[The exercise]
Below is a listing to transcribe in full and exactly; keep the pictures out.

____________________

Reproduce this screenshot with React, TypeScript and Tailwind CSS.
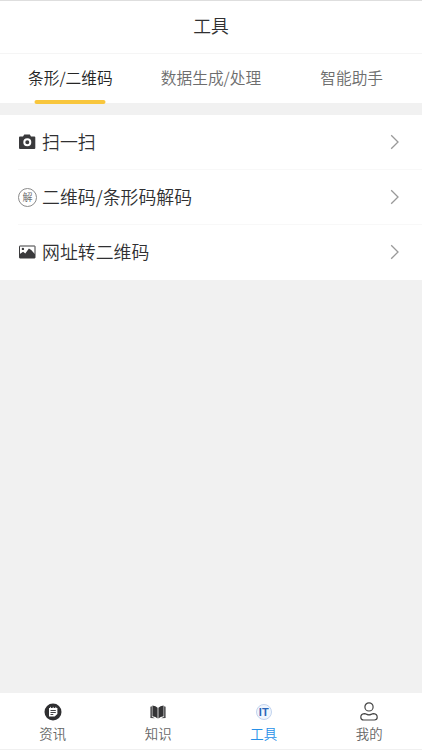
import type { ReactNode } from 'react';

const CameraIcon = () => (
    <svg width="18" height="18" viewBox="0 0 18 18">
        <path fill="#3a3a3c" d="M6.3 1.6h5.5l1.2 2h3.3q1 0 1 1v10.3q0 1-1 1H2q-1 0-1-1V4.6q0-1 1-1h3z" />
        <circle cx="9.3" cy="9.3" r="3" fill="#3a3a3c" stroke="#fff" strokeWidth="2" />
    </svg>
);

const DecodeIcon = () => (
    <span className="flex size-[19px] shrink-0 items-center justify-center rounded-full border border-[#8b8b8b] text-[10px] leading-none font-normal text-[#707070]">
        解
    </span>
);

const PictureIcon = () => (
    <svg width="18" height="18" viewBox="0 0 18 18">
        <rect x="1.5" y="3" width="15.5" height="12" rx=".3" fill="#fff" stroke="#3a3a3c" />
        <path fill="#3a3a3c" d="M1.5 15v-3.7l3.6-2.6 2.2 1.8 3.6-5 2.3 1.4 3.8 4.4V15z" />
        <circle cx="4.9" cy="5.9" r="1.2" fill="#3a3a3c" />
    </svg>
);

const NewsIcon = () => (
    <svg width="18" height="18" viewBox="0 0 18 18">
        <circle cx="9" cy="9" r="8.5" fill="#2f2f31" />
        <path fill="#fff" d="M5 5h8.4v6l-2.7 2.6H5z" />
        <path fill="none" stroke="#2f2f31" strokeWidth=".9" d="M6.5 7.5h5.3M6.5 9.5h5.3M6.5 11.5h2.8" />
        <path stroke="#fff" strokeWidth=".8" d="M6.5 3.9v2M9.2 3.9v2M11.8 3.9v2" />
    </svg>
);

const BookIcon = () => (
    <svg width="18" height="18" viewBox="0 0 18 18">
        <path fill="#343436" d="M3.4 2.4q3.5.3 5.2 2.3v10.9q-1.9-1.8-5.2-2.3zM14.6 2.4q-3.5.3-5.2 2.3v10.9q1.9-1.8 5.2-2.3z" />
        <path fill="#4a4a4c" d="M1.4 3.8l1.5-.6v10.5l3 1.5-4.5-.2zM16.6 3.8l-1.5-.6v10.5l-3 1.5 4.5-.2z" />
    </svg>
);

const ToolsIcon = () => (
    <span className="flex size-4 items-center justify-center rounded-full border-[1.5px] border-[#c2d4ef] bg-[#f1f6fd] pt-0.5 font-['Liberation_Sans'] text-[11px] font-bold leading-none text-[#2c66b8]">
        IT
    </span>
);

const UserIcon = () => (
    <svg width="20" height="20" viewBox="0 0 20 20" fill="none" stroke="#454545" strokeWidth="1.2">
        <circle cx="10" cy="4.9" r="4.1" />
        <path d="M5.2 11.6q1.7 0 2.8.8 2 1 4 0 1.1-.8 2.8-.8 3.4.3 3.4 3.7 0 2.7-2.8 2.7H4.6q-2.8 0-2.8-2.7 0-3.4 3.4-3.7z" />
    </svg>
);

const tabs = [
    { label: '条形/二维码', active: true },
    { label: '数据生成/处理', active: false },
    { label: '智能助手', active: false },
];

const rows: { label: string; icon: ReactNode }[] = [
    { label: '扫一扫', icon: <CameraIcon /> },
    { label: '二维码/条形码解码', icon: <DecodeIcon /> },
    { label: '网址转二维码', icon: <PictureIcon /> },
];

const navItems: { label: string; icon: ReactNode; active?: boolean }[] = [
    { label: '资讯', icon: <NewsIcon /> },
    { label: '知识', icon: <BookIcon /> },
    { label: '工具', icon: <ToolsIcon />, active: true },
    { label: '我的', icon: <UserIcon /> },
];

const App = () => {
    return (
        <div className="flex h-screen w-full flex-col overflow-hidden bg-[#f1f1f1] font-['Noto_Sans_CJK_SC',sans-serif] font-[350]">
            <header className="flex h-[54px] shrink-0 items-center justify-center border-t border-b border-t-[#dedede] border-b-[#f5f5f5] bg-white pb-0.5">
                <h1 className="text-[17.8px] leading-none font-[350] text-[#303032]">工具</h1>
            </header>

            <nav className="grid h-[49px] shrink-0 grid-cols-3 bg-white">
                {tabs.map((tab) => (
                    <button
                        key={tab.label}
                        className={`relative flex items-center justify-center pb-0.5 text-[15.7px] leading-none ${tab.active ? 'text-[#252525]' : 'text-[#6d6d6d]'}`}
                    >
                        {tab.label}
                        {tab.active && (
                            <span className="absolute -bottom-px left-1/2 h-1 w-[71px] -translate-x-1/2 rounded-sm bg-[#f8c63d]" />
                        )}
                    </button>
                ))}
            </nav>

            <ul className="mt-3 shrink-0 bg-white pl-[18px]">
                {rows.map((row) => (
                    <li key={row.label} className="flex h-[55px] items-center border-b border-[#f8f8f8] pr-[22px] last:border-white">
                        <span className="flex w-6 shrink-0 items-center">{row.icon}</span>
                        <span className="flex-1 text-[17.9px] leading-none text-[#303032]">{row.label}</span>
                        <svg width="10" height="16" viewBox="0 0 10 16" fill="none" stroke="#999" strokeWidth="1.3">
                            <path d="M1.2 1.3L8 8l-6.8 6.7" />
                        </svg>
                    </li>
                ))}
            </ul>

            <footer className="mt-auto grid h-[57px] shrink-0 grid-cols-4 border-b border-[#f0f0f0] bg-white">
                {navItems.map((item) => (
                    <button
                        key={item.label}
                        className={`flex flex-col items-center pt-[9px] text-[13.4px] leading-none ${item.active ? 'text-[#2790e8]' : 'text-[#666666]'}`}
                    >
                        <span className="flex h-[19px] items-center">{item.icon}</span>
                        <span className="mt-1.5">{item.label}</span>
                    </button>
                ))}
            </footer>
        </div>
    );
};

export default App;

____________________

[Task response]
Reproduce this screenshot with React, TypeScript and Tailwind CSS.
import type { ReactNode } from 'react';

const CameraIcon = () => (
    <svg width="18" height="18" viewBox="0 0 18 18">
        <path fill="#3a3a3c" d="M6.3 1.6h5.5l1.2 2h3.3q1 0 1 1v10.3q0 1-1 1H2q-1 0-1-1V4.6q0-1 1-1h3z" />
        <circle cx="9.3" cy="9.3" r="3" fill="#3a3a3c" stroke="#fff" strokeWidth="2" />
    </svg>
);

const DecodeIcon = () => (
    <span className="flex size-[19px] shrink-0 items-center justify-center rounded-full border border-[#8b8b8b] text-[10px] leading-none font-normal text-[#707070]">
        解
    </span>
);

const PictureIcon = () => (
    <svg width="18" height="18" viewBox="0 0 18 18">
        <rect x="1.5" y="3" width="15.5" height="12" rx=".3" fill="#fff" stroke="#3a3a3c" />
        <path fill="#3a3a3c" d="M1.5 15v-3.7l3.6-2.6 2.2 1.8 3.6-5 2.3 1.4 3.8 4.4V15z" />
        <circle cx="4.9" cy="5.9" r="1.2" fill="#3a3a3c" />
    </svg>
);

const NewsIcon = () => (
    <svg width="18" height="18" viewBox="0 0 18 18">
        <circle cx="9" cy="9" r="8.5" fill="#2f2f31" />
        <path fill="#fff" d="M5 5h8.4v6l-2.7 2.6H5z" />
        <path fill="none" stroke="#2f2f31" strokeWidth=".9" d="M6.5 7.5h5.3M6.5 9.5h5.3M6.5 11.5h2.8" />
        <path stroke="#fff" strokeWidth=".8" d="M6.5 3.9v2M9.2 3.9v2M11.8 3.9v2" />
    </svg>
);

const BookIcon = () => (
    <svg width="18" height="18" viewBox="0 0 18 18">
        <path fill="#343436" d="M3.4 2.4q3.5.3 5.2 2.3v10.9q-1.9-1.8-5.2-2.3zM14.6 2.4q-3.5.3-5.2 2.3v10.9q1.9-1.8 5.2-2.3z" />
        <path fill="#4a4a4c" d="M1.4 3.8l1.5-.6v10.5l3 1.5-4.5-.2zM16.6 3.8l-1.5-.6v10.5l-3 1.5 4.5-.2z" />
    </svg>
);

const ToolsIcon = () => (
    <span className="flex size-4 items-center justify-center rounded-full border-[1.5px] border-[#c2d4ef] bg-[#f1f6fd] pt-0.5 font-['Liberation_Sans'] text-[11px] font-bold leading-none text-[#2c66b8]">
        IT
    </span>
);

const UserIcon = () => (
    <svg width="20" height="20" viewBox="0 0 20 20" fill="none" stroke="#454545" strokeWidth="1.2">
        <circle cx="10" cy="4.9" r="4.1" />
        <path d="M5.2 11.6q1.7 0 2.8.8 2 1 4 0 1.1-.8 2.8-.8 3.4.3 3.4 3.7 0 2.7-2.8 2.7H4.6q-2.8 0-2.8-2.7 0-3.4 3.4-3.7z" />
    </svg>
);

const tabs = [
    { label: '条形/二维码', active: true },
    { label: '数据生成/处理', active: false },
    { label: '智能助手', active: false },
];

const rows: { label: string; icon: ReactNode }[] = [
    { label: '扫一扫', icon: <CameraIcon /> },
    { label: '二维码/条形码解码', icon: <DecodeIcon /> },
    { label: '网址转二维码', icon: <PictureIcon /> },
];

const navItems: { label: string; icon: ReactNode; active?: boolean }[] = [
    { label: '资讯', icon: <NewsIcon /> },
    { label: '知识', icon: <BookIcon /> },
    { label: '工具', icon: <ToolsIcon />, active: true },
    { label: '我的', icon: <UserIcon /> },
];

const App = () => {
    return (
        <div className="flex h-screen w-full flex-col overflow-hidden bg-[#f1f1f1] font-['Noto_Sans_CJK_SC',sans-serif] font-[350]">
            <header className="flex h-[54px] shrink-0 items-center justify-center border-t border-b border-t-[#dedede] border-b-[#f5f5f5] bg-white pb-0.5">
                <h1 className="text-[17.8px] leading-none font-[350] text-[#303032]">工具</h1>
            </header>

            <nav className="grid h-[49px] shrink-0 grid-cols-3 bg-white">
                {tabs.map((tab) => (
                    <button
                        key={tab.label}
                        className={`relative flex items-center justify-center pb-0.5 text-[15.7px] leading-none ${tab.active ? 'text-[#252525]' : 'text-[#6d6d6d]'}`}
                    >
                        {tab.label}
                        {tab.active && (
                            <span className="absolute -bottom-px left-1/2 h-1 w-[71px] -translate-x-1/2 rounded-sm bg-[#f8c63d]" />
                        )}
                    </button>
                ))}
            </nav>

            <ul className="mt-3 shrink-0 bg-white pl-[18px]">
                {rows.map((row) => (
                    <li key={row.label} className="flex h-[55px] items-center border-b border-[#f8f8f8] pr-[22px] last:border-white">
                        <span className="flex w-6 shrink-0 items-center">{row.icon}</span>
                        <span className="flex-1 text-[17.9px] leading-none text-[#303032]">{row.label}</span>
                        <svg width="10" height="16" viewBox="0 0 10 16" fill="none" stroke="#999" strokeWidth="1.3">
                            <path d="M1.2 1.3L8 8l-6.8 6.7" />
                        </svg>
                    </li>
                ))}
            </ul>

            <footer className="mt-auto grid h-[57px] shrink-0 grid-cols-4 border-b border-[#f0f0f0] bg-white">
                {navItems.map((item) => (
                    <button
                        key={item.label}
                        className={`flex flex-col items-center pt-[9px] text-[13.4px] leading-none ${item.active ? 'text-[#2790e8]' : 'text-[#666666]'}`}
                    >
                        <span className="flex h-[19px] items-center">{item.icon}</span>
                        <span className="mt-1.5">{item.label}</span>
                    </button>
                ))}
            </footer>
        </div>
    );
};

export default App;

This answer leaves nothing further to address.